Le resserrement de la réglementation des marchés financiers,
considéré comme la solution incontournable aux problèmes actuels, est pour ces
économistes une impasse. Notamment parce que la finance est déjà l'une des
industries les plus réglementées. Dans un contexte où des dizaines de milliards
de nouveaux dollars inondent chaque année les marchés, il est inévitable qu'une
certaine « exubérance irrationnelle » se manifeste dans certains secteurs.
L'argent créé doit bien se retrouver quelque part et provoque l'émergence de
bulles spéculatives. Ce à quoi il faut s'attaquer, ce n'est pas aux effets
prévisibles mais à la source même du problème, qui est la création monétaire.
On discute beaucoup ces derniers mois d'une alternative au
dollar comme monnaie de réserve mondiale, qu'il s'agisse de l'euro ou d'un
panier de devises.
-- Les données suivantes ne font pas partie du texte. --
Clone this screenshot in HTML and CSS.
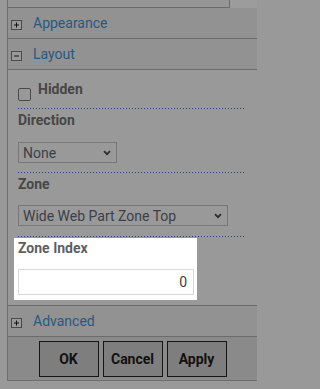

Il y en a pourtant une qui a fait ses preuves depuis des
millénaires: l'or, que Keynes qualifiait de « relique barbare ». Au cours du
dernier siècle, les monnaies nationales ont graduellement perdu tout ancrage
dans l'or. C'est ce qui explique que les banques centrales peuvent aujourd'hui
manipuler la masse monétaire à leur guise. L'un des principaux avantages de l'or
était au contraire qu'il fallait l'extraire du sol et que sa quantité totale
augmente habituellement à un faible rythme d'une année à l'autre.
Pour mettre fin à la spirale inflationniste qui alimente les
cycles économiques, il faudrait, disent les autrichiens, de nouveau ancrer les
monnaies dans l'or ou dans d'autres étalons de valeur indépendants des pouvoirs
politiques et produits par le marché. Sinon, on ne devra pas se surprendre de
l'émergence de nouvelles bulles, d'une poussée des prix à la consommation – même
selon les statistiques officielles – et, à terme, peut-être d'un effondrement du
dollar et d'autres devises qu'on aura fatalement minées en les dépréciant trop.